La question qui se pose alors est simple : si les jeux deviennent adaptatifs au point d’anticiper ce que le joueur va aimer, que reste-t-il de la surprise, de la friction, de l’apprentissage — bref, de l’essence même du jeu ? Un système qui s’adapte parfaitement au joueur risque aussi de l’enfermer dans un canevas qui reflète davantage ses habitudes que ses envies profondes. Le danger n’est pas seulement créatif, il est cognitif. Là où le jeu proposait autrefois un défi, il risque maintenant de proposer un miroir.

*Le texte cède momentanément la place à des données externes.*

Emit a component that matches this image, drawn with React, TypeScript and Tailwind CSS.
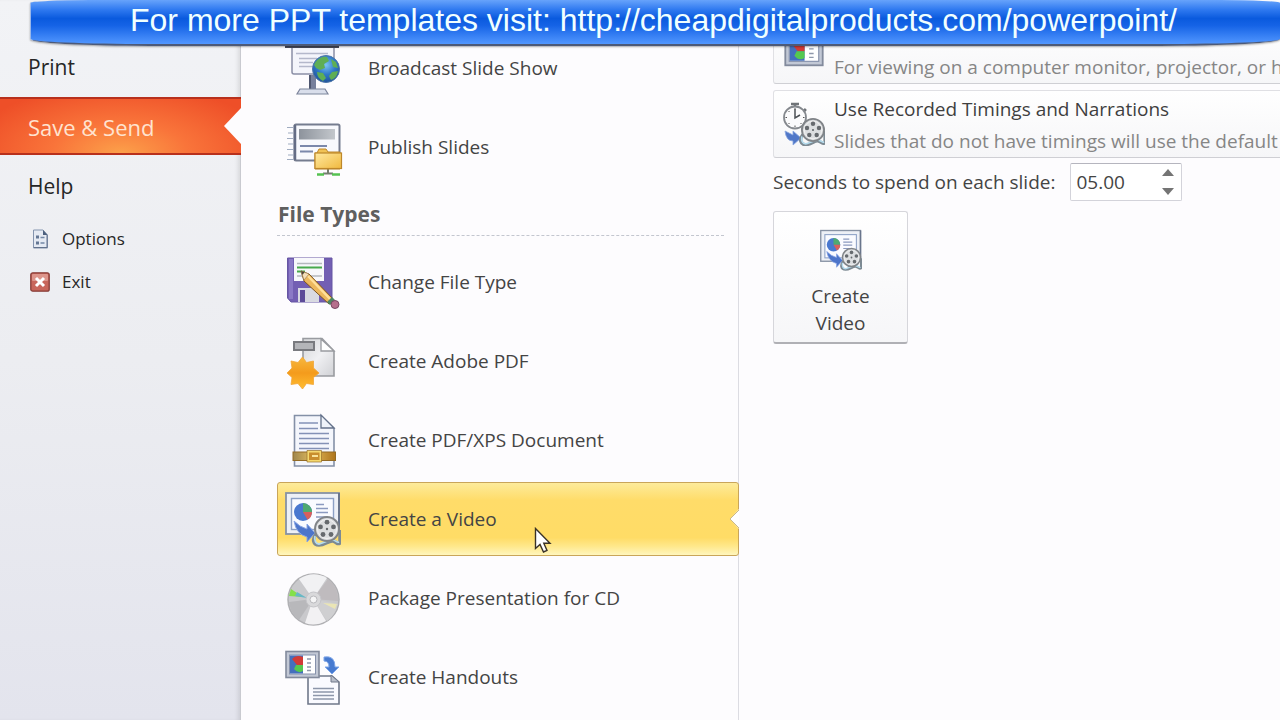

Pourtant, réduire l’IA à une menace serait ignorer son potentiel transformateur. Dans les mains des bons studios, elle peut libérer des ambitions artistiques impossibles auparavant, créer des mondes réellement infinis, donner naissance à des quêtes qui réagissent aux émotions, aux hésitations, aux choix subtils du joueur. Les expériences narratives pourraient devenir aussi uniques qu’une conversation humaine. Le rôle du designer ne serait plus d’écrire une histoire, mais de concevoir un système capable d’en inventer mille.
Ce qui se joue aujourd’hui dépasse la technique : il s’agit de redéfinir ce que signifie créer un jeu vidéo. L’IA redistribue les rôles, bouleverse les hiérarchies, modifie les économies. Elle fait disparaître certaines compétences, en valorise d’autres et en crée de nouvelles. Le designer de demain devra comprendre la psychologie, la data science, la logique des modèles génératifs autant que la dramaturgie ou l’esthétique ludique. Et les studios devront arbitrer entre production accélérée et intégrité créative.
Les jeux qui s’auto-génèrent ne sont pas un futur lointain : ils existent déjà, même si encore à l’état expérimental. La vraie question n’est pas de savoir si cette révolution aura lieu, mais comment nous choisirons de l’encadrer. Les mondes vivants, s’ils deviennent la norme, transformeront le joueur en co-auteur et l’IA en metteur en scène invisible. Reste à savoir si l’industrie saura maintenir un équilibre entre innovation technique et expérience humaine — et si les créateurs accepteront de partager un terrain qui leur appartenait jusqu’ici exclusivement.